[Records with interface code]
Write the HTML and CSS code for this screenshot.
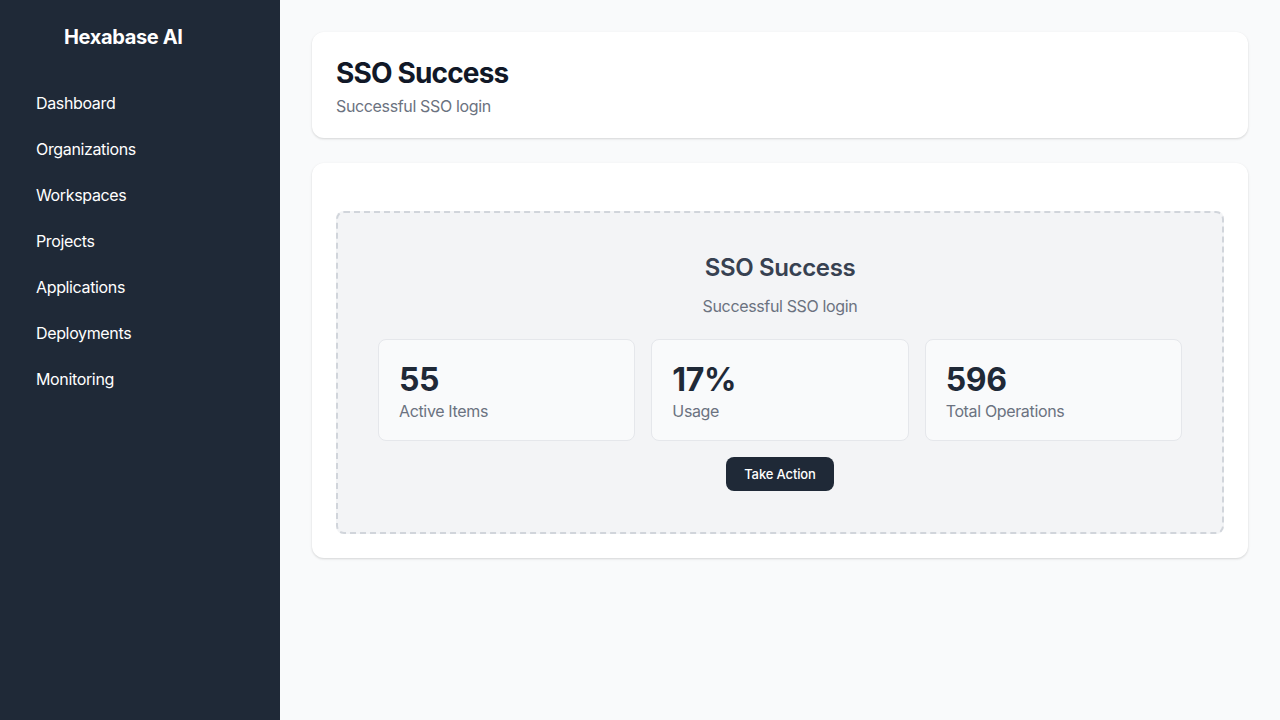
FILE: index.html
```html
<!DOCTYPE html>
<html lang="en">
<head>
<meta charset="utf-8">
<title>SSO Success</title>
<link rel="stylesheet" href="styles.css">
</head>
<body>
<div class="layout">
  <aside class="sidebar">
    <div class="brand">Hexabase AI</div>
    <nav class="nav">
      <a class="nav-item">Dashboard</a>
      <a class="nav-item">Organizations</a>
      <a class="nav-item">Workspaces</a>
      <a class="nav-item">Projects</a>
      <a class="nav-item">Applications</a>
      <a class="nav-item">Deployments</a>
      <a class="nav-item">Monitoring</a>
    </nav>
  </aside>
  <main class="main">
    <section class="card header-card">
      <h1 class="page-title">SSO Success</h1>
      <p class="page-sub">Successful SSO login</p>
    </section>
    <section class="card content-card">
      <div class="placeholder">
        <h2 class="ph-title">SSO Success</h2>
        <p class="ph-sub">Successful SSO login</p>
        <div class="stats">
          <div class="stat"><div class="stat-num">55</div><div class="stat-label">Active Items</div></div>
          <div class="stat"><div class="stat-num">17%</div><div class="stat-label">Usage</div></div>
          <div class="stat"><div class="stat-num">596</div><div class="stat-label">Total Operations</div></div>
        </div>
        <button class="btn">Take Action</button>
      </div>
    </section>
  </main>
</div>
</body>
</html>
```

FILE: styles.css
```css
* { box-sizing: border-box; }
html, body { margin: 0; padding: 0; }
body {
  font-family: Inter, "Noto Sans", "Liberation Sans", sans-serif;
  letter-spacing: -0.022em;
  background: #f9fafb;
  color: #111827;
}
.layout { display: flex; min-height: 720px; }
.sidebar {
  width: 280px;
  flex: 0 0 280px;
  background: #1f2937;
  color: #fff;
  padding: 24px 0;
}
.brand {
  font-size: 20px;
  font-weight: 700;
  line-height: 26px;
  padding-left: 64px;
  margin-bottom: 30px;
}
.nav { display: flex; flex-direction: column; }
.nav-item {
  display: block;
  padding: 12px 36px;
  font-size: 16px;
  line-height: 22px;
  color: #fff;
}
.main {
  flex: 1;
  padding: 32px;
  display: flex;
  flex-direction: column;
  gap: 25px;
}
.card {
  background: #fff;
  border-radius: 12px;
  box-shadow: 0 1px 3px rgba(0,0,0,0.1), 0 1px 2px rgba(0,0,0,0.06);
  padding: 24px;
}
.header-card { padding: 24px 24px 20px; }
.page-title {
  margin: 0;
  font-size: 28px;
  line-height: 34px;
  font-weight: 700;
  letter-spacing: -0.03em;
  color: #111827;
}
.page-sub {
  margin: 4px 0 0;
  font-size: 16px;
  line-height: 24px;
  color: #6b7280;
}
.content-card { padding: 48px 24px 24px; }
.placeholder {
  background: #f3f4f6;
  border: 2px dashed #d1d5db;
  border-radius: 8px;
  padding: 40px 40px 41px;
  text-align: center;
}
.ph-title {
  margin: 0;
  font-size: 24px;
  line-height: 30px;
  font-weight: 600;
  color: #374151;
}
.ph-sub {
  margin: 11px 0 0;
  font-size: 16px;
  line-height: 24px;
  color: #6b7280;
}
.stats {
  margin-top: 21px;
  display: grid;
  grid-template-columns: repeat(3, 1fr);
  gap: 16px;
  text-align: left;
}
.stat {
  background: #f9fafb;
  border: 1px solid #e5e7eb;
  border-radius: 8px;
  padding: 20px;
  height: 102px;
}
.stat-num {
  font-size: 32px;
  line-height: 40px;
  font-weight: 700;
  color: #1f2937;
}
.stat-label {
  font-size: 16px;
  line-height: 22px;
  color: #6b7280;
}
.btn {
  display: block;
  margin: 16px auto 0;
  background: #1f2937;
  color: #fff;
  border: none;
  border-radius: 8px;
  width: 108px;
  height: 34px;
  font-family: inherit;
  letter-spacing: -0.01em;
  font-size: 13px;
  font-weight: 500;
}
```
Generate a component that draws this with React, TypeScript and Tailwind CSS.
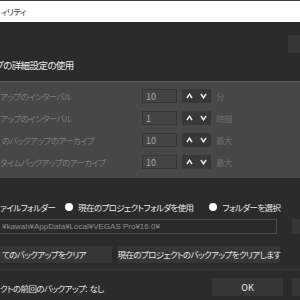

*Problem description*. Count every line of the material above that holds the string "this", then state only the total.

*Problem solution*. 2